Because of relentless global warming, the world risks plunging into a ‘climate apartheid’—a scenario in which the rich will buy themselves out of the worst effects of climate change, while the poor will be left to suffer the greatest consequences, the UN Special Rapporteur on extreme poverty and human rights, Philip Alston, said in a report released on Tuesday.

Climate change not only threatens people living in poverty more than other groups, but it also threatens democracy and human rights, Alston said in the report, in which he criticizes governments for failing to adequately address the problem with carbon emissions.  

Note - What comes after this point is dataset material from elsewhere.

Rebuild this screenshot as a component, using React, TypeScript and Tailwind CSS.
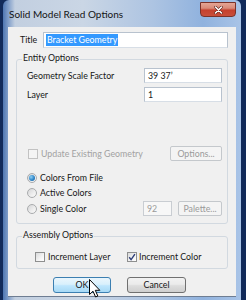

According to the UN expert, countries around the world are “failing to meet even their current inadequate commitments to reduce carbon emissions and provide climate financing,” while at the same time they continue to subsidize the fossil fuel industry with US$5.2 trillion every year.

If governments continue to keep the current course of somber speeches not leading to meaningful actions, this would be a “recipe for economic catastrophe,” according to Alston. 

“Perversely, while people in poverty are responsible for just a fraction of global emissions, they will bear the brunt of climate change, and have the least capacity to protect themselves,” Alston said.

“We risk a ‘climate apartheid’ scenario where the wealthy pay to escape overheating, hunger, and conflict while the rest of the world is left to suffer,” the UN expert added.

The UN’s Food and Agricultural Organization (FAO) said in a report last year that climate change was among the leading causes of rising global hunger. Climate change—with extreme weather, desertification, land degradation, water scarcity, and rising seas—is already undermining efforts to eradicate hunger, FAO experts said last September.

A month later, the UN’s Intergovernmental Panel on Climate Change said that the world needs to spend US$2.4 trillion every year through 2035 to slow down the effects of climate change.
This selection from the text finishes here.